Clothing Image Avatar Image Background Prompt Result Image
on a snowy mountain top

It's also possible to use a combination of clothing image, clothing prompt, avatar image and a background to add some accessories:

Clothing Image Clothing Prompt Avatar Image Background Image Result Image
a (light brown purse)+++

Performance

Typically, one try-on request is processed in 5-10 seconds (depending on type of conditions) excluding network latency. In order to reduce network overhead you might want to compress your images before feeding to the API (e.g. using JPEG). Please note that in case of a high demand processing time might increase due to request being queued, though we constantly monitor our GPU cluster capacity and perform scaling as needed.

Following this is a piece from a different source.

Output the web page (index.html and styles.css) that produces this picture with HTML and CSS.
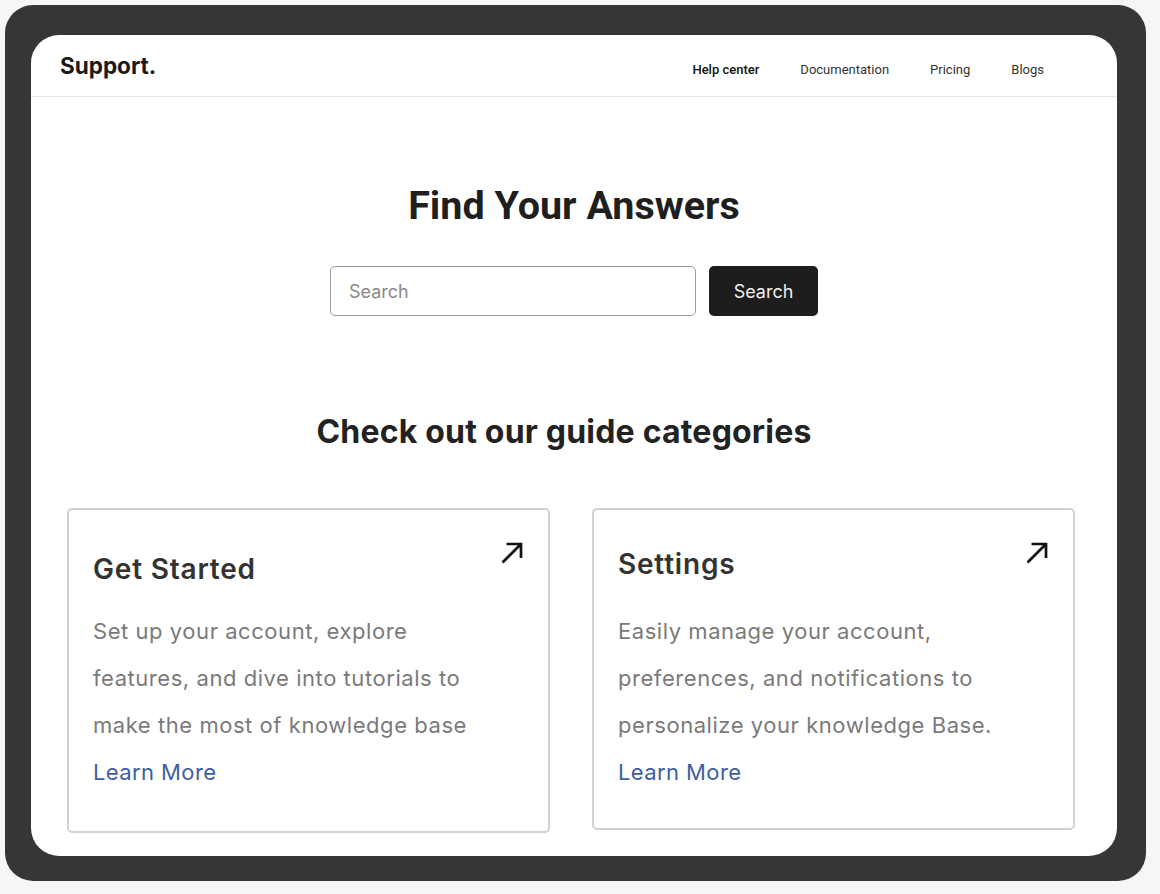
FILE: index.html
```html
<!DOCTYPE html>
<html lang="en">
<head>
<meta charset="utf-8">
<title>Support</title>
<link rel="stylesheet" href="styles.css">
</head>
<body>
<div class="frame">
  <div class="screen">
    <header class="topbar">
      <div class="logo">Support.</div>
      <nav class="nav">
        <a class="nav-link active" href="#">Help center</a>
        <a class="nav-link" href="#">Documentation</a>
        <a class="nav-link" href="#">Pricing</a>
        <a class="nav-link" href="#">Blogs</a>
      </nav>
    </header>
    <main class="content">
      <h1 class="hero-title">Find Your Answers</h1>
      <form class="search">
        <input class="search-input" type="text" placeholder="Search">
        <button class="search-btn" type="button">Search</button>
      </form>
      <h2 class="section-title">Check out our guide categories</h2>
      <div class="cards">
        <article class="card card-first">
          <div class="card-head">
            <h3 class="card-title">Get Started</h3>
            <svg class="arrow" viewBox="0 0 22 22" width="22" height="22" aria-hidden="true"><path d="M1.5 20.5 L20 2 M5.5 2 H20 V16" fill="none" stroke="#111" stroke-width="2.7"/></svg>
          </div>
          <p class="card-text">Set up your account, explore features, and dive into tutorials to make the most of knowledge base</p>
          <a class="card-link" href="#">Learn More</a>
        </article>
        <article class="card card-second">
          <div class="card-head">
            <h3 class="card-title">Settings</h3>
            <svg class="arrow" viewBox="0 0 22 22" width="22" height="22" aria-hidden="true"><path d="M1.5 20.5 L20 2 M5.5 2 H20 V16" fill="none" stroke="#111" stroke-width="2.7"/></svg>
          </div>
          <p class="card-text">Easily manage your account, preferences, and notifications to personalize your knowledge Base.</p>
          <a class="card-link" href="#">Learn More</a>
        </article>
      </div>
    </main>
  </div>
</div>
</body>
</html>
```
FILE: styles.css
```css
* { box-sizing: border-box; }
html, body { margin: 0; }
body {
  background: #f6f6f6;
  padding: 5px 14px 12px 5px;
  font-family: "Inter", "Liberation Sans", sans-serif;
}
.frame {
  background: #363638;
  border-radius: 28px;
  padding: 30px 29px 25px 26px;
}
.screen {
  background: #ffffff;
  border-radius: 28px;
  height: 821px;
  overflow: hidden;
}
.topbar {
  height: 62px;
  border-bottom: 1px solid #e6e6e6;
  display: flex;
  align-items: center;
  justify-content: space-between;
  padding: 0 73px 0 29px;
}
.logo {
  font-family: "Inter", sans-serif;
  font-weight: 700;
  font-size: 22.5px;
  color: #1a1a1a;
  margin-top: 0;
}
.nav {
  display: flex;
  gap: 41px;
  margin-top: 8px;
}
.nav-link {
  font-family: "Roboto", sans-serif;
  font-size: 13px;
  color: #333;
  text-decoration: none;
}
.nav-link.active {
  font-weight: 500;
  color: #111;
}
.content {
  display: flex;
  flex-direction: column;
  align-items: center;
}
.hero-title {
  margin: 85px 0 0;
  font-family: "Roboto", sans-serif;
  font-weight: 700;
  font-size: 39.5px;
  line-height: 48px;
  color: #1f1f1f;
}
.search {
  margin: 36px 0 0;
  display: flex;
  gap: 13px;
}
.search-input {
  width: 366px;
  height: 50px;
  border: 1px solid #9c9c9c;
  border-radius: 5px;
  padding: 0 18px;
  font-family: "Inter", sans-serif;
  font-size: 18px;
  color: #333;
  outline: none;
}
.search-input::placeholder { color: #8a8a8a; }
.search-btn {
  width: 109px;
  height: 50px;
  border: none;
  border-radius: 5px;
  background: #1d1d1d;
  color: #f0f0f0;
  font-family: "Inter", sans-serif;
  font-size: 18px;
}
.section-title {
  margin: 96px 20px 0 0;
  font-family: "Inter", sans-serif;
  font-weight: 700;
  font-size: 32px;
  line-height: 40px;
  letter-spacing: 0.2px;
  color: #222;
}
.cards {
  margin: 56px 0 0 -6px;
  display: flex;
  gap: 42px;
  align-items: flex-start;
}
.card {
  width: 483px;
  border: 2px solid #d2d2d2;
  border-radius: 5px;
  padding: 32px 25px 35px 24px;
}
.card-second { padding-bottom: 32px; }
.card-head {
  display: flex;
  justify-content: space-between;
  align-items: flex-start;
}
.card-title {
  margin: 10px 0 0;
  font-family: "Inter", sans-serif;
  font-weight: 600;
  font-size: 28px;
  line-height: 34px;
  letter-spacing: 0.8px;
  color: #333;
}
.card-second .card-title { margin-top: 5px; }
.arrow { display: block; }
.card-text {
  margin: 22px 0 0;
  max-width: 392px;
  font-size: 22px;
  line-height: 47px;
  letter-spacing: 0.55px;
  color: #7a7a7a;
}
.card-second .card-text { margin-top: 27px; }
.card-link {
  display: block;
  font-size: 22px;
  line-height: 47px;
  letter-spacing: 0.4px;
  color: #3e5ea2;
  text-decoration: none;
}
```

Known Issues and Limitations

As any generative model, our models are not perfect (though we constantly work on improvements):

  • Currently, we do not fully support flat lay clothing images. Some might work, but that's not guaranteed.
  • Prompt following might not be perfect, especially in case of long and sophisticated prompts. Prefer simpler and more straightforward prompts whenever possible. Also be pretty verbose (e.g. use the word "plain" if you need something of solid color). Additionally, Compel weighting might be used to increase weight of certain tokens.
  • As usual, generative models struggle with hands, fingers and toes, though we try to mitigate it to a certain extent.
  • Currently, we do not support trying on a single garment, only the full look.
  • Hats and sunglasses are not currently transferred, but we are working on it.
  • Backgrounds might lack some clarity as currently we focus more on clothing.
  • In case of a specified background a hairstyle might slightly change.
  • Body shape of the avatar might change towards smaller sizes.

Changelog

The changelog below contains major API updates focusing on new features and other improvements.

  • 2024-12-15: New API release brings support for clothing on ghost mannequins and (partially) flat lay clothing photos.

  • 2024-11-07: Initial public API release.